Nothing fancy, no big insights, just a couple of bell curves, but this post by Paul Krugman does a nice job presenting weather trends and extreme events in terms of probability. He makes it simple but not overly simplified. We need more of this.

Krugman also deserves bonus points for describing economist's practice of putting the independent variable on the wrong axis as a QWERTY problem.

Semi-serfdom

What are going to do with Paul Krugman? He writes clear and insightful articles on complex economic issues, then he gives them titles like "Serf's Up" (circa 2003):
Here's the puzzle. In Europe circa 1100, with population scarce, serfdom was useful to the ruling class. By 1300 it wasn't, and had been allowed to drift away. But after 1348 it should have been worthwhile again. Yet it wasn't effectively reimposed. There were attempts to restrain wages and limit labor mobility, as well as attempts to tax the peasants (Wat Tyler's rebellion fits into all this.) But all-out feudalism didn't return. Why?

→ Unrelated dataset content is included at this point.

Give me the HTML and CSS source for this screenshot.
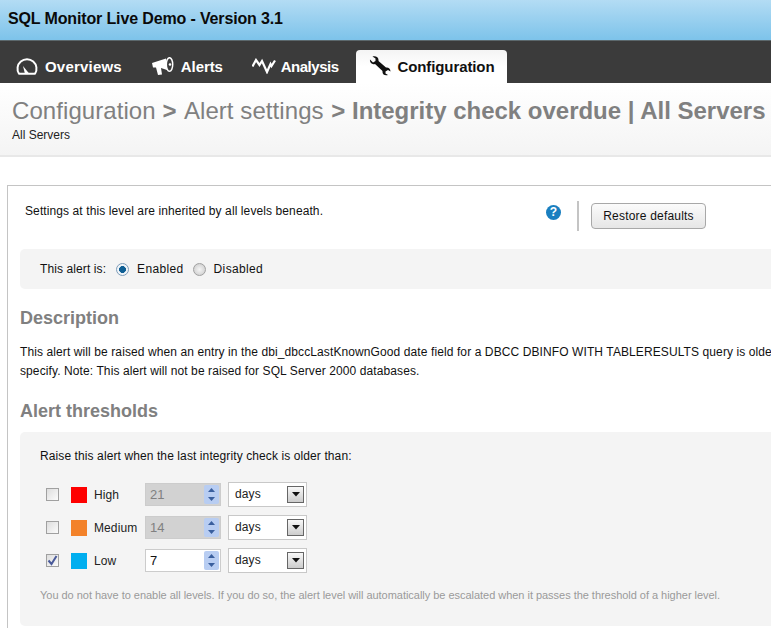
FILE: index.html
```html
<!DOCTYPE html>
<html lang="en">
<head>
<meta charset="utf-8">
<title>SQL Monitor Live Demo</title>
<link rel="stylesheet" href="styles.css">
</head>
<body>
<header class="topbar">SQL Monitor Live Demo - Version 3.1</header>
<nav class="nav">
  <a class="tab tab-overviews">
    <svg class="ico" width="22" height="17" viewBox="0 -1 22 17"><path d="M3 14.800 A9.500 9.500 0 1 1 19 14.800 Z" fill="none" stroke="#fff" stroke-width="2" stroke-linejoin="round"/><path d="M9 15 L7 7 L13.500 15 Z" fill="#fff"/></svg>
    Overviews
  </a>
  <a class="tab tab-alerts">
    <svg class="ico" width="22" height="19" viewBox="0 0 22 19"><path d="M0 6 L14 1.500 L15 13 L9 11 L10 17.500 L6 18 L4 10.500 L1 10.500 Z" fill="#fff"/><ellipse cx="17.500" cy="7.500" rx="3.200" ry="6.800" fill="none" stroke="#fff" stroke-width="1.500"/><circle cx="18" cy="7.500" r="1.300" fill="#fff"/></svg>
    Alerts
  </a>
  <a class="tab tab-analysis">
    <svg class="ico" width="24" height="16" viewBox="0 0 24 16"><path d="M0.500 8.500 L4 2 L7.500 7 L10 3 L15 14 L18.500 6 L19.500 8 L23 2.500" fill="none" stroke="#fff" stroke-width="2.200"/></svg>
    Analysis
  </a>
  <a class="tab tab-active">
    <svg class="ico" width="22" height="20" viewBox="0 0 22 20"><path d="M1 3.500 L4 6.500 L6.500 5 L6.500 2.500 L3.500 0.500 C7 -0.500 10 1.500 9.500 5 L17 11.500 C19 11 21.500 12.500 21.500 15.500 L19 14 L16.500 15.500 L16.500 17.500 L19 19 C16 20 13 18.500 13.500 15 L6 8 C3 9 0.500 7 1 3.500 Z" fill="#111"/></svg>
    Configuration
  </a>
</nav>
<section class="crumbs">
  <h1 class="crumb-title">Configuration <b class="sep">&gt;</b> Alert settings <b class="crumb-strong">&gt; Integrity check overdue | All Servers</b></h1>
  <p class="crumb-sub">All Servers</p>
</section>
<main class="panel">
  <div class="info">
    <span class="info-text">Settings at this level are inherited by all levels beneath.</span>
    <span class="help">?</span>
    <span class="divider"></span>
    <button class="btn">Restore defaults</button>
  </div>
  <div class="status">
    <span class="status-label">This alert is:</span>
    <span class="radio radio-on"></span><span class="status-opt">Enabled</span>
    <span class="radio"></span><span class="status-opt">Disabled</span>
  </div>
  <h2 class="heading">Description</h2>
  <p class="desc">This alert will be raised when an entry in the dbi_dbccLastKnownGood date field for a DBCC DBINFO WITH TABLERESULTS query is older than the time you<br>specify. Note: This alert will not be raised for SQL Server 2000 databases.</p>
  <h2 class="heading heading-th">Alert thresholds</h2>
  <div class="thresholds">
    <p class="th-intro">Raise this alert when the last integrity check is older than:</p>
    <div class="th-grid">
      <span class="check"></span><span class="swatch sw-high"></span><span class="lvl">High</span>
      <span class="spin spin-off">21<span class="arrows"><svg width="13" height="19" viewBox="0 0 13 19"><path d="M3 7 L6.500 3 L10 7 Z M3 12 L6.500 16 L10 12 Z" fill="#3a5f9e"/></svg></span></span>
      <span class="sel">days<span class="sel-btn"><svg width="8" height="5" viewBox="0 0 8 5"><path d="M0 0 H8 L4 4.500 Z" fill="#111"/></svg></span></span>

      <span class="check"></span><span class="swatch sw-med"></span><span class="lvl">Medium</span>
      <span class="spin spin-off">14<span class="arrows"><svg width="13" height="19" viewBox="0 0 13 19"><path d="M3 7 L6.500 3 L10 7 Z M3 12 L6.500 16 L10 12 Z" fill="#3a5f9e"/></svg></span></span>
      <span class="sel">days<span class="sel-btn"><svg width="8" height="5" viewBox="0 0 8 5"><path d="M0 0 H8 L4 4.500 Z" fill="#111"/></svg></span></span>

      <span class="check"><svg width="11" height="11" viewBox="0 0 11 11"><path d="M1.500 5.500 L4.500 9 L9.500 1" fill="none" stroke="#4a5a9a" stroke-width="2"/></svg></span><span class="swatch sw-low"></span><span class="lvl">Low</span>
      <span class="spin">7<span class="arrows"><svg width="13" height="19" viewBox="0 0 13 19"><path d="M3 7 L6.500 3 L10 7 Z M3 12 L6.500 16 L10 12 Z" fill="#3a5f9e"/></svg></span></span>
      <span class="sel">days<span class="sel-btn"><svg width="8" height="5" viewBox="0 0 8 5"><path d="M0 0 H8 L4 4.500 Z" fill="#111"/></svg></span></span>
    </div>
    <p class="th-note">You do not have to enable all levels. If you do so, the alert level will automatically be escalated when it passes the threshold of a higher level.</p>
  </div>
</main>
</body>
</html>
```
FILE: styles.css
```css
* { box-sizing: border-box; }
html, body { margin: 0; padding: 0; height: 628px; overflow: hidden; background: #fff; }
body { font-family: "Liberation Sans", Arial, sans-serif; font-size: 12px; letter-spacing: 0.1px; color: #111; width: 771px; }

.topbar { height: 40px; padding: 10px 0 0 8px; font-size: 16px; line-height: 18px; font-weight: bold; letter-spacing: -0.14px; color: #0a0a0a; background: linear-gradient(#b3dcf4, #7dc3ea); }

.nav { height: 43px; background: #3b3b3b; border-top: 1px solid #5c686c; display: flex; align-items: flex-end; padding-left: 16px; }
.tab { height: 33px; display: flex; align-items: center; gap: 7px; font-size: 15px; font-weight: bold; letter-spacing: -0.1px; color: #fff; padding-bottom: 1px; }
.ico { flex: none; display: block; }
.tab-overviews { letter-spacing: 0.2px; }
.tab-alerts { margin-left: 30px; }
.tab-analysis { margin-left: 29px; gap: 5px; letter-spacing: -0.5px; }
.tab-active { margin-left: 18px; width: 151px; padding: 0 0 1px 13px; gap: 6px; color: #111; letter-spacing: -0.1px; border-radius: 4px 4px 0 0; background: linear-gradient(#f4f4f4, #fff 50%); }

.crumbs { height: 74px; padding: 14px 0 0 12px; border-bottom: 2px solid #e8e8e8; background: linear-gradient(#fff, #f4f4f4); }
.crumb-title { margin: 0; font-size: 24px; line-height: 28px; font-weight: normal; letter-spacing: 0.07px; color: #808080; white-space: nowrap; }
.sep { margin-right: 2px; }
.crumb-strong { margin-left: 1px; letter-spacing: -0.015px; }
.crumb-sub { margin: 3px 0 0; font-size: 12px; line-height: 14px; letter-spacing: 0; color: #222; }

.panel { margin: 28px 0 0 7px; width: 764px; height: 443px; overflow: hidden; border: 1px solid #c4c4c4; border-right: 0; border-bottom: 0; padding: 0 0 0 12px; }

.info { height: 63px; display: flex; align-items: center; }
.info-text { margin-left: 5px; width: 521px; margin-top: -14px; }
.help { width: 15px; height: 15px; border-radius: 50%; background: #1a7fc0; color: #fff; font-size: 12px; font-weight: bold; line-height: 15px; text-align: center; margin-top: -11px; }
.divider { width: 2px; height: 30px; background: #c4c4c4; margin-left: 16px; margin-top: -3px; }
.btn { width: 115px; height: 26px; margin-left: 12px; margin-top: -3px; padding: 0; font: 12px "Liberation Sans", Arial, sans-serif; letter-spacing: 0.2px; color: #111; border: 1px solid #a8a8a8; border-radius: 4px; background: linear-gradient(#fbfbfb, #e6e6e6); }

.status { height: 40px; background: #f4f4f4; border-radius: 5px 0 0 5px; display: flex; align-items: center; padding-left: 20px; }
.status-label { margin-right: 10px; }
.status-opt { margin: 0 9px 0 8px; letter-spacing: 0.35px; }
.radio { width: 13px; height: 13px; border-radius: 50%; border: 1px solid #a0a0a0; background: radial-gradient(#f4f4f4, #c8c8c8); }
.radio-on { background: radial-gradient(circle, #0f5f94 0 3.200px, #f0f4f8 3.700px); border-color: #7f9db9; }

.heading { margin: 19px 0 0; font-size: 18px; line-height: 20px; font-weight: bold; letter-spacing: 0; color: #808080; }
.heading-th { margin-top: 20px; }
.desc { margin: 15px 0 0; line-height: 19px; white-space: nowrap; color: #111; }

.thresholds { margin-top: 11px; height: 194px; background: #f4f4f4; border-radius: 5px 0 0 5px; padding: 17px 0 0 20px; }
.th-intro { margin: 0; line-height: 14px; }
.th-grid { display: grid; grid-template-columns: 25px 23px 51px 83px 79px; row-gap: 8px; margin: 19px 0 0 6px; align-items: center; }
.check { width: 13px; height: 13px; border: 1px solid #a0a0a0; background: linear-gradient(135deg, #ddd, #fbfbfb); display: flex; align-items: center; justify-content: center; margin-top: -1px; }
.swatch { width: 16px; height: 16px; }
.sw-high { background: #fe0000; }
.sw-med { background: #f3822a; }
.sw-low { background: #00aeef; }
.lvl { color: #222; white-space: nowrap; }
.spin { position: relative; width: 76px; height: 23px; padding-left: 4px; font-size: 13px; line-height: 21px; border: 1px solid #ccc; background: #fff; color: #111; }
.spin-off { background: #d2d2d2; color: #808080; }
.arrows { position: absolute; right: 1px; top: 1px; width: 15px; height: 19px; background: #b8cdf2; border-radius: 2px; display: flex; align-items: center; justify-content: center; }
.sel { width: 79px; height: 25px; border: 1px solid #c8c8c8; background: #fff; padding-left: 6px; line-height: 23px; font-size: 12px; color: #222; display: flex; justify-content: space-between; align-items: center; }
.sel-btn { width: 17px; height: 17px; margin-right: 2px; border: 1px solid #666; background: linear-gradient(#f8f8f8, #ccc); display: flex; align-items: center; justify-content: center; }
.th-note { margin: 15px 0 0; font-size: 11px; line-height: 14px; letter-spacing: -0.03px; color: #9a9a9a; white-space: nowrap; }
```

And an even bigger question: why hasn't indentured servitude made a comeback in the modern era? Yes, I know, human rights and all that - but if it was profitable to have indentured servants in the modern world, I'm sure that Richard Scaife's think tanks would have no trouble finding justifications, and assorted Christian groups would explain why it's God's will.
Though the analogy's not perfect, we do have an institution that restrains wages and limits labor mobility. It's called an H-1B visa and though I know of no Christian groups trying to explain why it's God's will, it certainly has plenty of think tanks finding justifications for it.